Lewis defined herself as “pro-life” but said she wants to have conversations with those who disagree with her. She was less magnanimous when discussing the policies of Prime Minister Justin Trudeau.
“We should not be importing oil from foreign countries, especially dictator countries,” she said to applause. “We have our own resources, and we need to be self-sufficient.”
She criticized Trudeau for not engaging with the trucker convoy and for labelling them “racists, white supremacists, [and] misogynists.”
She also panned direct benefit pandemic programs instituted by Trudeau, saying small business owners have told her they can’t find restaurant workers.
“We paid teenagers to stay home while businesses could not find employees and we need to do something about that.”
Audience members asked for her stance on Israel (“the only democracy in the Middle East”), the carbon tax (“punitive” and “egregious”), vaccine mandates (“a political tool to turn people against each other”), oil pipelines (“the least emittive way to transmit energy”), clean drinking water for First Nations communities (“that should have been done a long time ago”), confidence in elections (“we’re going to make sure we have a lot of scrutineers”), the news media (“spewing propaganda”), and populism (“a lot of people are waking up to things that were considered conspiracies last year”).
“People are not that different after all, no matter where they are,” she said in response to a question about how she would win over seat-dense Ontario and Quebec.

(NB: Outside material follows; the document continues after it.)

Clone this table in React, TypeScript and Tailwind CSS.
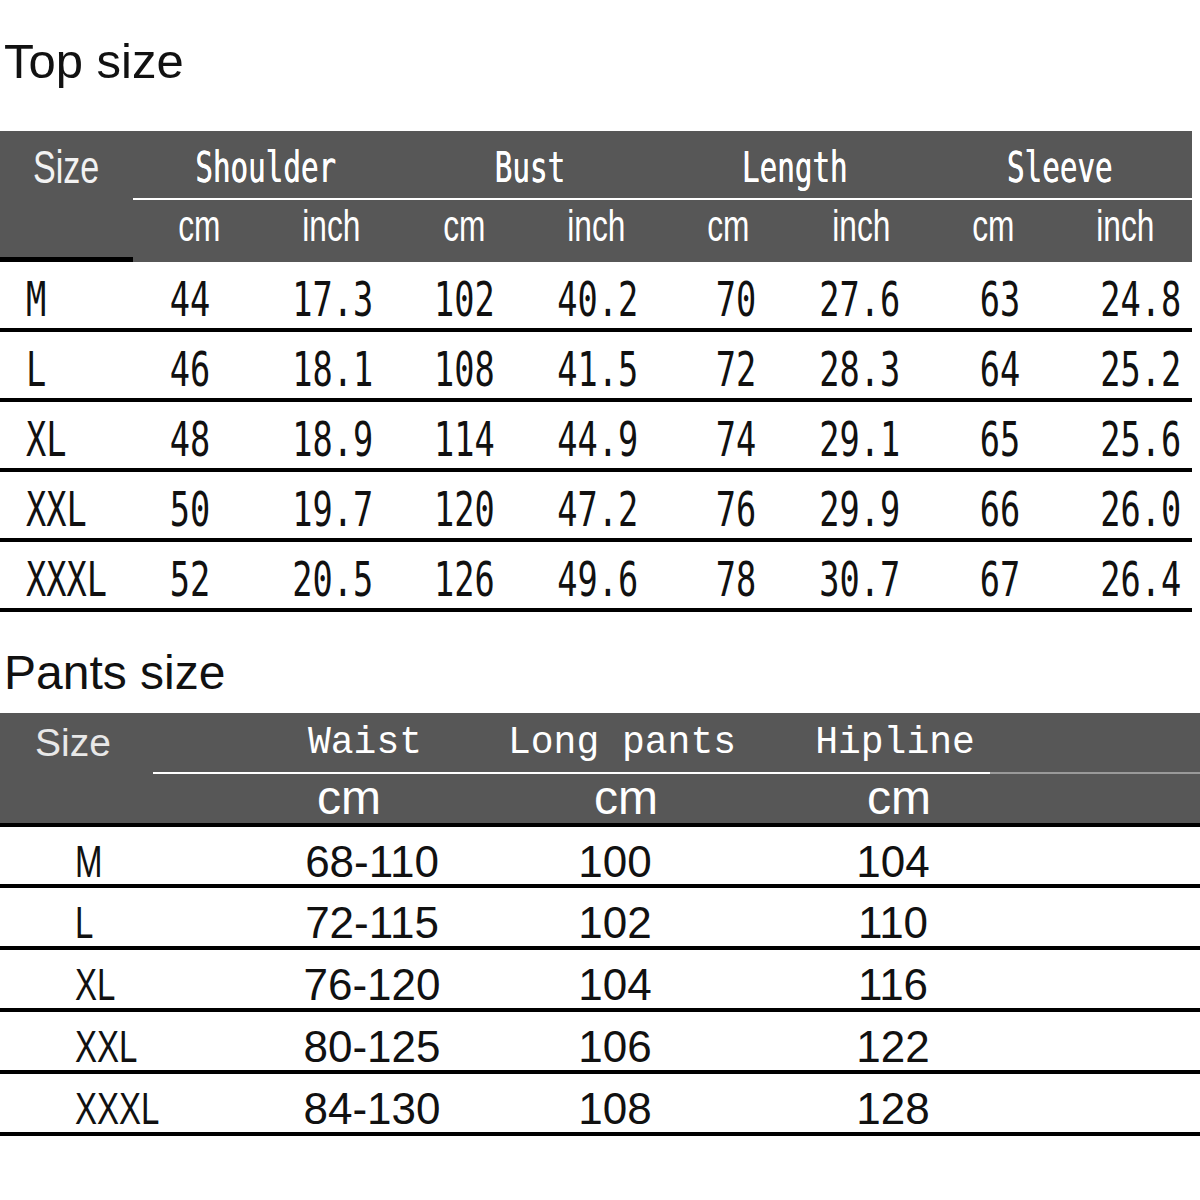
const topGroups = ['Shoulder', 'Bust', 'Length', 'Sleeve'];

const topRows = [
  ['M', '44', '17.3', '102', '40.2', '70', '27.6', '63', '24.8'],
  ['L', '46', '18.1', '108', '41.5', '72', '28.3', '64', '25.2'],
  ['XL', '48', '18.9', '114', '44.9', '74', '29.1', '65', '25.6'],
  ['XXL', '50', '19.7', '120', '47.2', '76', '29.9', '66', '26.0'],
  ['XXXL', '52', '20.5', '126', '49.6', '78', '30.7', '67', '26.4'],
];

// small nudges so each value column sits where the original chart has it
const topCellPad = [
  'pl-[26px]',
  'pr-[18px]',
  'pl-[2px]',
  '',
  'pl-[2px]',
  'pl-[14px]',
  'pr-[2px]',
  'pl-[12px]',
  'pl-[30px]',
];

const pantsRows = [
  ['M', '68-110', '100', '104'],
  ['L', '72-115', '102', '110'],
  ['XL', '76-120', '104', '116'],
  ['XXL', '80-125', '106', '122'],
  ['XXXL', '84-130', '108', '128'],
];

function TopSizeTable() {
  return (
    <div className="w-[1192px]">
      <div className="flex bg-[#575757]">
        <div className="w-[133px] h-[131px] flex flex-col border-b-[5px] border-black pt-[13px] pl-[33px]">
          <span className="inline-block origin-left scale-x-[0.74] font-['Liberation_Sans',Arial,sans-serif] text-[46px] leading-none text-[#f2f2f2]">
            Size
          </span>
        </div>
        <div className="flex-1 flex flex-col">
          <div className="h-[69px] grid grid-cols-4 border-b-2 border-white">
            {topGroups.map((g) => (
              <div key={g} className="flex items-center justify-center pt-[6px]">
                <span className="inline-block scale-x-[0.68] font-['DejaVu_Sans_Mono',monospace] text-[43px] leading-none text-white [text-shadow:0.6px_0_0_#fff]">
                  {g}
                </span>
              </div>
            ))}
          </div>
          <div className="h-[60px] grid grid-cols-8">
            {topGroups.flatMap((g) => ['cm', 'inch'].map((u) => (
              <div key={g + u} className="flex items-center justify-center pb-2">
                <span className="inline-block scale-x-[0.72] font-['Liberation_Sans',Arial,sans-serif] text-[44px] leading-none text-white">
                  {u}
                </span>
              </div>
            )))}
          </div>
        </div>
      </div>

      {topRows.map((row) => (
        <div key={row[0]} className="h-[70px] grid grid-cols-[133px_repeat(8,minmax(0,1fr))] border-b-4 border-black">
          {row.map((v, i) => (
            <div
              key={i}
              className={`min-w-0 flex items-center pt-2 ${i === 0 ? '' : 'justify-center'} ${topCellPad[i]}`}
            >
              <span
                className={`inline-block shrink-0 ${i === 0 ? 'origin-left' : ''} scale-x-[0.7] font-['DejaVu_Sans_Mono',monospace] text-[48px] leading-none text-[#111]`}
              >
                {v}
              </span>
            </div>
          ))}
        </div>
      ))}
    </div>
  );
}

function PantsSizeTable() {
  return (
    <div className="w-full">
      <div className="bg-[#575757] border-b-4 border-black">
        <div className="grid grid-cols-[237px_256px_258px_288px_1fr] h-[59px]">
          <div className="flex items-center pl-[35px]">
            <span className="font-['Liberation_Sans',Arial,sans-serif] text-[39px] leading-none text-[#e8e8e8]">Size</span>
          </div>
          {['Waist', 'Long pants', 'Hipline'].map((h) => (
            <div key={h} className="flex items-center justify-center">
              <span className="font-['Liberation_Mono',monospace] text-[38px] leading-none text-white whitespace-pre">{h}</span>
            </div>
          ))}
          <div />
        </div>
        <div className="flex h-[2px]">
          <div className="w-[153px]" />
          <div className="w-[837px] bg-white" />
          <div className="flex-1 bg-[#9a9a9a]" />
        </div>
        <div className="grid grid-cols-[220px_258px_296px_250px_1fr] h-[49px]">
          <div />
          {['w', 'l', 'h'].map((k) => (
            <div key={k} className="flex items-center justify-center pb-2">
              <span className="font-['Liberation_Sans',Arial,sans-serif] text-[48px] leading-none text-white">cm</span>
            </div>
          ))}
          <div />
        </div>
      </div>

      {pantsRows.map((row, r) => (
        <div
          key={row[0]}
          className={`grid grid-cols-[237px_270px_216px_340px_1fr] ${r === 0 ? 'h-[61px]' : 'h-[62px]'} border-b-4 border-black`}
        >
          <div className="flex items-center pt-3 pl-[75px]">
            <span className="inline-block origin-left scale-x-[0.75] font-['Liberation_Sans',Arial,sans-serif] text-[44px] leading-none text-[#111]">
              {row[0]}
            </span>
          </div>
          {row.slice(1).map((v, i) => (
            <div key={i} className="flex items-center justify-center pt-3">
              <span className="font-['Liberation_Sans',Arial,sans-serif] text-[44px] leading-none text-[#111]">{v}</span>
            </div>
          ))}
          <div />
        </div>
      ))}
    </div>
  );
}

export default function App() {
  return (
    <div className="w-[1200px] h-[1200px] bg-white overflow-hidden">
      <div className="h-[131px] pt-[37px] pl-1">
        <h1 className="font-['Liberation_Sans',Arial,sans-serif] text-[49px] leading-none text-[#111]">Top size</h1>
      </div>
      <TopSizeTable />
      <div className="h-[101px] pt-[37px] pl-1">
        <h2 className="font-['Liberation_Sans',Arial,sans-serif] text-[48px] leading-none text-[#111]">Pants size</h2>
      </div>
      <PantsSizeTable />
    </div>
  );
}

While discussing whether children should undergo conversion therapy, Lewis said, “I do believe that it’s a parent’s right to usher their children through into adulthood, and so decisions like changing your sex or taking medication, I believe that parents should be involved in those decisions.”
Lewis said vaccine mandates are preventing some of her family members from flying to visit ailing relatives and suggested her stance on the issue cost her a shadow cabinet appointment under O’Toole.
“I spoke up when it cost me,” Lewis said.
Discussing alternatives to the carbon tax, she said Ottawa should incentivize green technologies and focus on recycling and consumer education programs.
In an interview, Lewis explained it was a symbolic choice to begin her leadership campaign in Provencher.
“I think that unity is very, very important, so you start from the centre and you try and build that bridge and unite us all.”
Asked how she would win back disaffected conservatives who voted for the People’s Party of Canada in the last election, Lewis said she was outspoken about personal freedoms “even before the freedom convoy made it popular.”
Lewis said the Conservative Party is “a very big tent party,” and noted that all political parties struggle with unity.
Becoming an MP has taught her about the “hurdles and hoops” involved in passing good legislation and representing constituents well.
She floated the creation of a “a long-term pandemic plan” to protect Canadians from future pandemics, or a sixth wave of COVID-19, without resorting to public health edicts.
Falk, who has promised to help any party leadership candidate organize a local campaign stop, didn’t endorse Lewis, but said he liked what he heard.
“I’m particularly impressed with Leslyn, with her positions on social issues and how she has skillfully navigated some of those difficult topics with individuals but also in the media,” Falk told the crowd.
“We share a lot of the same beliefs, a lot of the same values—traditional family values—and I know that’s important to Provencher residents and it’s important to me.”
Falk said constituents from neighbouring Portage—Lisgar, Kildonan—St Paul, and St Boniface—St Vital also attended Saturday’s event.